Part of me wonders if all my obsessive-compulsive tendencies stem from my family's -- specifically my mother's -- belief that we have some control over how and when the good and the bad stuff drops into our life.
It's a big ol' "chicken or egg" question to me: do my compulsions come from my cultural beliefs, or are my cultural beliefs just compulsions disguised in red and gold (very lucky colors)?
Frankly, I don't care.
Call it what you will, as many in my life are apt to do -- superstition, hocus pocus, OCD, bullshit -- but I've gotten a lot of what I've wanted out of life so far (knock on wood -- not an entirely Chinese thing, but I really just did it) and though most of it was born of hard work, I do believe that some of it came from luck. Carefully cultivated luck.
My mother would be so proud right now.
So when my parents freaked out about me wearing a white flower in my hair for my wedding rehearsal dinner (white is for funerals, a white flower is for your dead parents), yeah, I bitched and snarked and rolled my eyes, but complied. Honestly, it was not so much for their benefit -- they hate 85% of my wardrobe -- but because deep down I was actually afraid of blatantly inviting bad luck into my wedding. I don't know how they dealt with my white wedding dress.
So in the interest in spreading the luck, here are my favorite things my mother told me that I will never -- can never -- shake from my cynical, grumpy little brain.
SECRETS TO THE HUNG FAMILY FORTUNE: THOUGH IT MAY BE TIED UP IN CATS, THOSE CATS HAVE A ROOF OVER THEIR HEAD, FOOD IN THEIR BELLIES AND LONG PROSPEROUS LIVES.
1. Mirrors: Mirrors are a big deal.
Never have a mirror facing your bed. If you can see yourself from your bed, or you are reflected while you sleep, you're in trouble. When you sleep, you repair your energy, and a mirror facing you will deplete your energy while you are most defenseless -- while you sleep.
Plus, my mom says bad luck can bounce off a mirror and back onto you. I've been known to throw a blanket over a mirror over a hotel room mirror if it's facing my bed. Never have a mirror facing your front door. It will push the good luck out of your house.
2. Doors: Watch out if you have a "shotgun house."
The ones where if you open the front door and the back door and shoot a gun, the bullet will fly clear through the house without hitting anything. All the good luck will pass through your house in a setup like this. If you have a house such as this, put something to block passage from one door to the next -- a couch, a screen, a bookcase. You shouldn't be able to see directly from one door to the next.
3. Pictures: Always have positive images in your home.
My mom blamed all of our family friends' financial and marital hardships on a painting she said "had the image of a demon in it." When my sister-in-law gave my husband and me an eight-foot-tall poster of Vigo the Carpathian from "Ghostbusters," which my husband promptly hung IN OUR KITCHEN, my mother practically popped a vein and did not rest until I pasted a picture of a happy chicken over his scowling face.
I'm not going to claim that the chickening of Vigo brought wealth and prosperity to our lives, but not sharing my morning yogurt with the Carpathian made me feel a lot more chipper.
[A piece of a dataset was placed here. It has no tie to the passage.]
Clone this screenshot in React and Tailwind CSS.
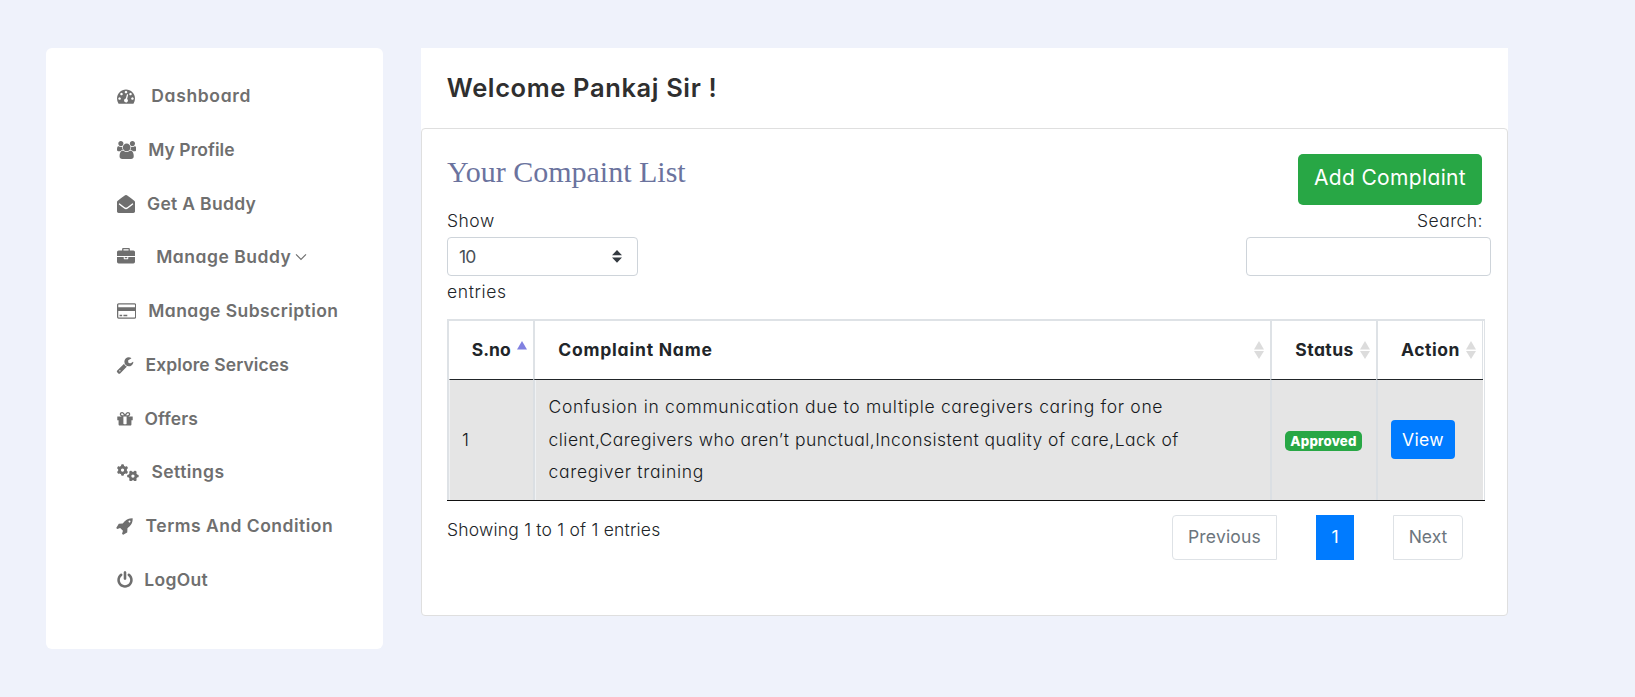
import { FaGears } from "react-icons/fa6";

function Glyph({ w = 1792, d }) {
  return (
    <svg viewBox={`0 0 ${w} 1792`} className="h-[18px] w-auto shrink-0 fill-current">
      <path d={d} fillRule="nonzero" />
    </svg>
  );
}

const icons = {
  gauge:
    "M384 1152q0-53-37.5-90.5t-90.5-37.5-90.5 37.5-37.5 90.5 37.5 90.5 90.5 37.5 90.5-37.5 37.5-90.5zm192-448q0-53-37.5-90.5t-90.5-37.5-90.5 37.5-37.5 90.5 37.5 90.5 90.5 37.5 90.5-37.5 37.5-90.5zm428 481l101-382q6-26-7.5-48.5t-38.5-29.5-48 6.5-30 39.5l-101 382q-60 5-107 43.5t-63 98.5q-20 77 20 146t117 89 146-20 89-117q16-60-6-117t-72-91zm660-33q0-53-37.5-90.5t-90.5-37.5-90.5 37.5-37.5 90.5 37.5 90.5 90.5 37.5 90.5-37.5 37.5-90.5zm-640-640q0-53-37.5-90.5t-90.5-37.5-90.5 37.5-37.5 90.5 37.5 90.5 90.5 37.5 90.5-37.5 37.5-90.5zm448 192q0-53-37.5-90.5t-90.5-37.5-90.5 37.5-37.5 90.5 37.5 90.5 90.5 37.5 90.5-37.5 37.5-90.5zm320 448q0 261-141 483-19 29-54 29h-1402q-35 0-54-29-141-221-141-483 0-182 71-348t191-286 286-191 348-71 348 71 286 191 191 286 71 348z",
  users:
    "M593 896q-162 5-265 128h-134q-82 0-138-40.5t-56-118.5q0-353 124-353 6 0 43.5 21t97.5 42.5 119 21.5q67 0 133-23-5 37-5 66 0 139 81 256zm1071 637q0 120-73 189.5t-194 69.5h-874q-121 0-194-69.5t-73-189.5q0-53 3.5-103.5t14-109 26.5-108.5 43-97.5 62-81 85.5-53.5 111.5-20q10 0 43 21.5t73 48 107 48 135 21.5 135-21.5 107-48 73-48 43-21.5q61 0 111.5 20t85.5 53.5 62 81 43 97.5 26.5 108.5 14 109 3.5 103.5zm-1024-1277q0 106-75 181t-181 75-181-75-75-181 75-181 181-75 181 75 75 181zm704 384q0 159-112.5 271.5t-271.5 112.5-271.5-112.5-112.5-271.5 112.5-271.5 271.5-112.5 271.5 112.5 112.5 271.5zm576 225q0 78-56 118.5t-138 40.5h-134q-103-123-265-128 81-117 81-256 0-29-5-66 66 23 133 23 59 0 119-21.5t97.5-42.5 43.5-21q124 0 124 353zm-128-609q0 106-75 181t-181 75-181-75-75-181 75-181 181-75 181 75 75 181z",
  envelope:
    "M896 0q40 0 90 30 480 330 760 560 46 40 46 104v938q0 66-47 113t-113 47h-1472q-66 0-113-47t-47-113v-938q0-64 46-104 280-230 760-560 50-30 90-30zM256 832q-28 0-46 24l-28 44q-14 28 12 50 250 190 490 372 110 86 212 86t212-86q240-182 490-372 26-22 12-50l-28-44q-18-24-46-24-14 0-26 10l-452 344q-96 74-162 74t-162-74l-452-344q-12-10-26-10z",
  briefcase:
    "M640 256h512v-128h-512v128zm1152 640v480q0 66-47 113t-113 47h-1472q-66 0-113-47t-47-113v-480h672v160q0 26 19 45t45 19h320q26 0 45-19t19-45v-160h672zm-768 0v128h-256v-128h256zm768-480v384h-1792v-384q0-66 47-113t113-47h352v-160q0-40 28-68t68-28h576q40 0 68 28t28 68v160h352q66 0 113 47t47 113z",
  card:
    "M1760 128q66 0 113 47t47 113v1216q0 66-47 113t-113 47h-1600q-66 0-113-47t-47-113v-1216q0-66 47-113t113-47h1600zm-1600 128q-13 0-22.5 9.5t-9.5 22.5v224h1664v-224q0-13-9.5-22.5t-22.5-9.5h-1600zm1600 1280q13 0 22.5-9.5t9.5-22.5v-608h-1664v608q0 13 9.5 22.5t22.5 9.5h1600zm-1504-128v-128h256v128h-256zm384 0v-128h384v128h-384z",
  wrench:
    "M448 1472q0-26-19-45t-45-19-45 19-19 45 19 45 45 19 45-19 19-45zm644-420l-682 682q-37 37-90 37-52 0-91-37l-106-108q-38-36-38-90 0-53 38-91l681-681q39 98 114.5 173.5t173.5 114.5zm634-435q0 39-23 106-47 134-164.5 217.5t-258.5 83.5q-185 0-316.5-131.5t-131.5-316.5 131.5-316.5 316.5-131.5q58 0 121.5 16.5t107.5 46.5q16 11 16 28t-16 28l-293 169v224l193 107q5-3 79-48.5t135.5-81 70.5-35.5q15 0 23.5 10t8.5 25z",
  gift:
    "M1056 1356v-716h-320v716q0 25 18 38.5t46 13.5h192q28 0 46-13.5t18-38.5zm-456-844h195l-126-161q-26-31-69-31-40 0-68 28t-28 68 28 68 68 28zm688-96q0-40-28-68t-68-28q-43 0-69 31l-125 161h194q40 0 68-28t28-68zm376 256v320q0 14-9 23t-23 9h-96v416q0 40-28 68t-68 28h-1088q-40 0-68-28t-28-68v-416h-96q-14 0-23-9t-9-23v-320q0-14 9-23t23-9h440q-93 0-158.5-65.5t-65.5-158.5 65.5-158.5 158.5-65.5q107 0 168 77l128 165 128-165q61-77 168-77 93 0 158.5 65.5t65.5 158.5-65.5 158.5-158.5 65.5h440q14 0 23 9t9 23z",
  rocket:
    "M1440 448q0-40-28-68t-68-28-68 28-28 68 28 68 68 28 68-28 28-68zm224-288q0 249-75.5 430.5t-253.5 360.5q-81 80-195 176l-20 379q-2 16-16 26l-384 224q-7 4-16 4-12 0-23-9l-64-64q-13-14-8-32l85-276-281-281-276 85q-3 1-9 1-14 0-23-9l-64-64q-17-19-5-39l224-384q10-14 26-16l379-20q96-114 176-195 188-187 358-258t431-71q14 0 24 9.5t10 22.5z",
  power:
    "M1664 896q0 156-61 298t-164 245-245 164-298 61-298-61-245-164-164-245-61-298q0-182 80.5-343t226.5-270q43-32 95.5-25t83.5 50q32 42 24.5 94.5t-49.5 84.5q-98 74-151.5 181t-53.5 228q0 104 40.5 198.5t109.5 163.5 163.5 109.5 198.5 40.5 198.5-40.5 163.5-109.5 109.5-163.5 40.5-198.5q0-121-53.5-228t-151.5-181q-42-32-49.5-84.5t24.5-94.5q31-43 84-50t95 25q146 109 226.5 270t80.5 343zm-640-768v640q0 52-38 90t-90 38-90-38-38-90v-640q0-52 38-90t90-38 90 38 38 90z",
};

const menu = [
  { label: "Dashboard", icon: <Glyph d={icons.gauge} />, slot: "w-[34.3px] pb-px", text: "tracking-[0.65px]" },
  { label: "My Profile", icon: <Glyph w={1920} d={icons.users} />, slot: "w-[31.2px]", text: "tracking-[0.05px]" },
  { label: "Get A Buddy", icon: <Glyph d={icons.envelope} />, slot: "w-[30px]", text: "tracking-[0.32px]" },
  { label: "Manage Buddy", icon: <Glyph d={icons.briefcase} />, slot: "w-[39.2px]", text: "tracking-[0.52px]", chevron: true },
  { label: "Manage Subscription", icon: <Glyph w={1920} d={icons.card} />, slot: "w-[31.2px] pb-px", text: "tracking-[0.44px]" },
  { label: "Explore Services", icon: <Glyph d={icons.wrench} />, slot: "-ml-px w-[29.5px]", text: "tracking-[0.09px]" },
  { label: "Offers", icon: <Glyph d={icons.gift} />, slot: "-ml-px w-[28.5px]", text: "tracking-[0.12px]" },
  { label: "Settings", icon: <FaGears className="h-[17.5px] w-[22px] shrink-0" />, slot: "w-[34.4px]", text: "tracking-[0.47px]" },
  { label: "Terms And Condition", icon: <Glyph d={icons.rocket} />, slot: "-ml-px w-[29.6px]", text: "tracking-[0.5px]" },
  { label: "LogOut", icon: <Glyph d={icons.power} />, slot: "-ml-px w-[28.3px]", text: "tracking-[0.3px]" },
];

function Sidebar() {
  return (
    <nav className="h-[601px] w-[337px] shrink-0 rounded-md bg-white pl-[71px] pt-[21.2px] text-[17.5px] font-semibold text-[#6f6f6f]">
      {menu.map((m) => (
        <a key={m.label} className="flex h-[53.75px] items-center whitespace-nowrap">
          <span className={`flex shrink-0 ${m.slot}`}>{m.icon}</span>
          <span className={m.text}>{m.label}</span>
          {m.chevron && (
            <svg viewBox="0 0 12 8" className="ml-[3.5px] h-2 w-3 fill-none stroke-current stroke-[1.1]">
              <path d="M1 1.3 6 6.5 11 1.3" />
            </svg>
          )}
        </a>
      ))}
    </nav>
  );
}

function SortArrows({ asc = false }) {
  return (
    <svg viewBox="0 0 10 18" className={`h-[18px] w-[10px] shrink-0 ${asc ? "fill-[#8080e0]" : "fill-[#dcdcdc]"}`}>
      <path d="M5 0 10 8.5H0z" />
      {!asc && <path d="M0 10h10L5 18z" />}
    </svg>
  );
}

function HeadCell({ label, text, asc, className }) {
  return (
    <div className={`flex items-center justify-between border-[#dee2e6] pr-[6px] font-bold ${className}`}>
      <span className={text}>{label}</span>
      <SortArrows asc={asc} />
    </div>
  );
}

function ComplaintTable() {
  return (
    <div className="mt-[14px] w-[1038px] text-[17.5px] text-[#212529]">
      <div className="border-r border-t-2 border-[#dee2e6] pr-px">
        <div className="grid h-[58px] grid-cols-[86px_737px_106px_107px]">
          <HeadCell label="S.no" text="tracking-[0.03px]" asc className="border-l-2 pl-[22.7px]" />
          <HeadCell label="Complaint Name" text="tracking-[0.78px]" className="border-l-2 pl-[23.3px]" />
          <HeadCell label="Status" text="tracking-[0.45px]" className="border-l-2 pl-[23.3px]" />
          <HeadCell label="Action" text="tracking-[0.55px]" className="border-l-2 border-r pl-[23px]" />
        </div>
        <div className="grid h-[121px] grid-cols-[86px_737px_106px_107px] font-light text-[#16191c]">
          <div className="border-l-2 border-[#dee2e6]">
            <div className="flex h-full items-center border-l border-t border-l-[#f0f2f4] border-t-[#212529] bg-[#e5e5e5] pl-3">1</div>
          </div>
          <div className="flex items-center border-l-2 border-t border-l-[#dbdfe3] border-t-[#212529] bg-[#e5e5e5]">
            <div className="flex h-full flex-col justify-center whitespace-nowrap border-l border-[#eff1f3] pl-[12.5px] leading-[32.6px]">
              <span className="tracking-[0.67px]">Confusion in communication due to multiple caregivers caring for one</span>
              <span className="tracking-[0.475px]">client,Caregivers who aren’t punctual,Inconsistent quality of care,Lack of</span>
              <span className="tracking-[0.7px]">caregiver training</span>
            </div>
          </div>
          <div className="flex items-center border-l-2 border-t border-l-[#dbdfe3] border-t-[#212529] bg-[#e5e5e5] pl-[13px] pt-0.5">
            <span className="flex h-5 w-[77px] items-center justify-center rounded-[5px] bg-[#28a745] text-[13.3px] font-extrabold tracking-[0.2px] text-white">
              Approved
            </span>
          </div>
          <div className="flex items-center border-l-2 border-t border-l-[#dbdfe3] border-t-[#212529] bg-[#e5e5e5] pb-0.5 pl-[13px]">
            <button className="flex h-[39px] w-16 items-center justify-center rounded bg-[#007bff] pt-px font-normal tracking-[0.4px] text-white">
              View
            </button>
          </div>
        </div>
      </div>
      <div className="h-px bg-[#111111]" />
    </div>
  );
}

function Footer() {
  return (
    <div className="flex justify-between pr-[19px] pt-[14px] text-[17.5px] font-light">
      <div className="pt-0.5 tracking-[0.2px] text-[#212529]">Showing 1 to 1 of 1 entries</div>
      <div className="flex h-[45px] gap-[39px] text-[#6c757d]">
        <span className="flex w-[105px] items-center justify-center rounded-l border border-[#dee2e6] pb-px font-normal tracking-[0.2px]">Previous</span>
        <span className="flex w-[38px] items-center justify-center bg-[#007bff] pb-px font-normal text-white">1</span>
        <span className="flex w-[70px] items-center justify-center rounded-r border border-[#dee2e6] pb-px font-normal">Next</span>
      </div>
    </div>
  );
}

export default function App() {
  return (
    <div className="flex h-[697px] gap-[38px] overflow-hidden bg-[#eff2fb] pl-[46px] pt-12 font-['Inter',sans-serif] leading-[26px] text-[#333333] [font-feature-settings:'cv11']">
      <Sidebar />
      <main className="w-[1087px]">
        <header className="flex h-20 items-center bg-white pl-[25.8px]">
          <h1 className="text-[25.5px] font-semibold tracking-[0.62px] text-[#2f2f2f] [font-feature-settings:normal]">Welcome Pankaj Sir !</h1>
        </header>
        <div className="bg-linear-to-b from-white from-50% to-transparent to-50%">
          <section className="h-[487.5px] rounded border border-[#dfdfdf] bg-white px-[25px] pt-[25px]">
            <div className="flex h-[51px] items-start justify-between">
              <h2 className="font-['Liberation_Serif',serif] text-[30px] leading-9 text-[#6b739e]">Your Compaint List</h2>
              <button className="flex h-[51px] w-[184px] items-center justify-center rounded-[5px] bg-[#28a745] pb-[3px] text-[21px] tracking-[0.35px] text-white">
                Add Complaint
              </button>
            </div>
            <div className="flex justify-between pt-[3px] text-[17.5px] font-light text-[#212529]">
              <div className="flex flex-col gap-[3px]">
                <span className="tracking-[0.5px]">Show</span>
                <div className="flex h-[39px] w-[191px] items-center justify-between rounded border border-[#ced4da] bg-white pl-[11px] pr-[15px] text-[#495057]">
                  <span className="font-normal tracking-[-0.8px]">10</span>
                  <svg viewBox="0 0 10 13" className="h-[13px] w-[10px] fill-[#343a40]">
                    <path d="M5 0 10 5.2H0zM0 7.5h10L5 12.7z" />
                  </svg>
                </div>
                <span className="tracking-[0.62px]">entries</span>
              </div>
              <div className="flex flex-col items-end gap-[3px]">
                <span className="-mr-px tracking-[0.45px]">Search:</span>
                <input aria-label="Search" className="-mr-[9px] h-[39px] w-[245px] rounded border border-[#ced4da] bg-white" />
              </div>
            </div>
            <ComplaintTable />
            <Footer />
          </section>
        </div>
      </main>
    </div>
  );
}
Every now and then, I got the feeling that poster was watching me, even smiling at me. (See what I just did there? Google "Ghostbusters 2" quotes, please.)
5. Numbers: As I mentioned earlier, the number 4 is bad, bad, bad. Hence me skipping it on this list.
In Cantonese, the number 4 and the word for "death" are essentially the same word. One must avoid the number 4 at all costs, and I do. I avoid the number 4, 44, and 14 (like I said, the words for 1 and 4 roughly translate in Cantonese to "guarantee" and "death") on a daily basis.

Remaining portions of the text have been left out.